Any lessening of QE announced by Federal Reserve chairman Jerome Powell could entice the Reserve Bank to lessen its own QE.

“In our view, given the Fed’s commitment to adjusting policy only when substantial progress is made on its job creation and inflation objectives, and its promise to providing investors with ample notice of tapering before it actually happens, this rhetoric seems quite significant,” Boey said.

“It certainly stretches the meaning of recent Fed comments that now is not the time to be talking about tapering. Rather, now seems to be the time to talk about talking about tapering. Perhaps we should now consider ourselves served with ample notice.”

Also, in the context of the Fed’s new “outcome-based guidance” — which sets policy based on “observed progress toward the committee’s goals, not on uncertain economic forecasts” — the minutes said “a couple of participants commented on the risks of inflation pressures building up to unwelcome levels before they become sufficiently evident to induce a policy reaction”.

It was a subtle warning that under the Fed’s new approach to monetary policy — also adopted by the RBA — there might be an outbreak of inflation that’s hard to stop without a sharp rise in rates. Financial markets are completely unprepared for that.

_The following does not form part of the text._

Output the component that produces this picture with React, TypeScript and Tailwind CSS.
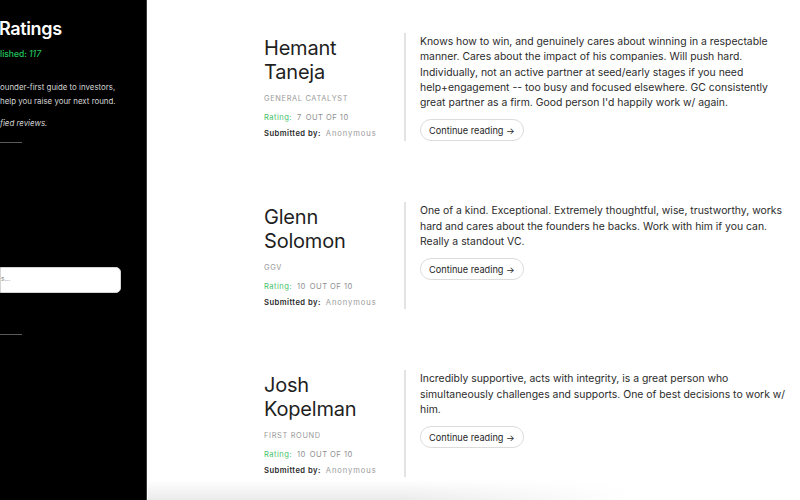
import React from 'react';

interface Review {
  name: string[];
  firm: string;
  rating: number;
  text: string;
}

const reviews: Review[] = [
  {
    name: ['Hemant', 'Taneja'],
    firm: 'General Catalyst',
    rating: 7,
    text:
      "Knows how to win, and genuinely cares about winning in a respectable manner. Cares about the impact of his companies. Will push hard. Individually, not an active partner at seed/early stages if you need help+engagement -- too busy and focused elsewhere. GC consistently great partner as a firm. Good person I'd happily work w/ again.",
  },
  {
    name: ['Glenn', 'Solomon'],
    firm: 'GGV',
    rating: 10,
    text:
      'One of a kind. Exceptional. Extremely thoughtful, wise, trustworthy, works hard and cares about the founders he backs. Work with him if you can. Really a standout VC.',
  },
  {
    name: ['Josh', 'Kopelman'],
    firm: 'First Round',
    rating: 10,
    text:
      'Incredibly supportive, acts with integrity, is a great person who simultaneously challenges and supports. One of best decisions to work w/ him.',
  },
];

const Sidebar = () => (
  <aside className="w-[147px] shrink-0 h-full bg-black border-r border-[#3a3a3a] overflow-hidden flex flex-col">
    <h1 className="mt-[17px] -ml-[1px] text-white text-[18px] leading-[24px] font-semibold tracking-[-0.02em] whitespace-nowrap">
      Ratings
    </h1>
    <p className="mt-[7px] text-[#22c55e] text-[8.5px] leading-[12px] font-medium whitespace-nowrap">
      lished: <span className="italic">117</span>
    </p>
    <p className="mt-[20px] text-[#d4d4d4] text-[7.9px] leading-[14px] whitespace-nowrap">
      ounder-first guide to investors,
      <br />
      help you raise your next round.
    </p>
    <p className="mt-[9px] text-[#d4d4d4] text-[7.9px] leading-[12px] italic whitespace-nowrap">fied reviews.</p>
    <div className="mt-[13px] w-[22px] h-px bg-[#5a5a5a]" />
    <div className="mt-[124px] w-[121px] h-[26px] bg-white rounded-r-[5px] border border-[#d4d4d4] flex items-center">
      <span className="text-[6.5px] text-[#777]">s...</span>
    </div>
    <div className="mt-[41px] w-[22px] h-px bg-[#5a5a5a]" />
  </aside>
);

const ReviewRow = ({ review }: { review: Review }) => (
  <article className="flex">
    <div className="w-[140px] shrink-0 pt-[3px]">
      <h2 className="text-[#1f1f1f] text-[20px] leading-[24px] font-normal tracking-[-0.01em]">
        {review.name[0]}
        <br />
        {review.name[1]}
      </h2>
      <p className="mt-[9px] text-[7.4px] leading-[12px] uppercase tracking-[0.09em] text-[#9a9a9a]">{review.firm}</p>
      <p className="mt-[7px] text-[7.6px] leading-[12px] tracking-[0.06em] text-[#8f8f8f] whitespace-nowrap">
        <span className="text-[#3fc26b]">Rating:</span>
        <span className="ml-[5px]">{review.rating}</span>
        <span className="ml-[4px] uppercase">Out of 10</span>
      </p>
      <p className="mt-[4px] text-[7.6px] leading-[12px] tracking-[0.06em] whitespace-nowrap">
        <span className="text-[#2a2a2a] font-semibold">Submitted by:</span>
        <span className="ml-[5px] text-[#9a9a9a] tracking-[0.12em]">Anonymous</span>
      </p>
    </div>
    <div className="flex-1 border-l-2 border-[#e3e3e3] pl-[14px] pt-[1px] pr-[12px]">
      <p className="text-[#2b2b2b] text-[10.4px] leading-[15.3px] max-w-[373px]">{review.text}</p>
      <button className="mt-[9px] h-[22px] px-[8px] rounded-full border border-[#dcdcdc] bg-white text-[#1f1f1f] text-[9.2px] leading-none">
        Continue reading →
      </button>
    </div>
  </article>
);

export default function App() {
  return (
    <div
      className="relative w-[800px] h-[500px] overflow-hidden flex bg-white"
      style={{ fontFamily: 'Inter, "Noto Sans", sans-serif' }}
    >
      <Sidebar />
      <main className="flex-1 pl-[117px] pt-[33px] flex flex-col gap-[61px]">
        {reviews.map((r) => (
          <ReviewRow key={r.name.join(' ')} review={r} />
        ))}
      </main>
      <div className="pointer-events-none absolute left-[148px] bottom-0 w-[480px] h-[20px] bg-gradient-to-b from-white to-[#ebebeb]" />
      <div className="pointer-events-none absolute left-[400px] bottom-0 w-[228px] h-[20px] bg-gradient-to-r from-transparent to-white" />
    </div>
  );
}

When the Fed last met in late April there were some signs of a slowdown in US jobs growth, core consumer price index inflation was a subdued 1.6 per cent and the Fed’s common inflation expectations index was 2 per cent — roughly in line with 2018 levels.

But since then, core CPI inflation has risen to 3 per cent, and the CIE looks to be running at 2.15 per cent, its highest level since 2008, according to Credit Suisse.

“Also, while employment growth is slowing relative to consensus expectations, it is still robust by historical standards,” Boey said. “Similarly, while retail sales stalled in April, real year-ended growth is running at over 40 per cent.

“Taking into account all of the new information since the Fed meeting one could stretch their interpretation of employment and consumption data to say that the activity threshold for beginning serious tapering discussions has not been crossed just yet.

“But the inflation data is working the other way to throw a cat among the doves.”

Of course most Fed officials continue to downplay inflation risks by insisting that the recent increase is “transitory”, but Ms Boey doubted growth would slow enough to widen the output gap.

“All indications are that such a slowdown is not underway yet,” he said.

Boey said a tapering discussion was likely and that the Fed would announce a plan to do so in 2022 — potentially around the time of the Jackson Hole summit in August.

“The Fed should feel comfortable that they have given the market a long runway,” said RBC chief economist Tom Porcelli.

“Though, unfortunately for them, we are still not sure the equity market will take it well.”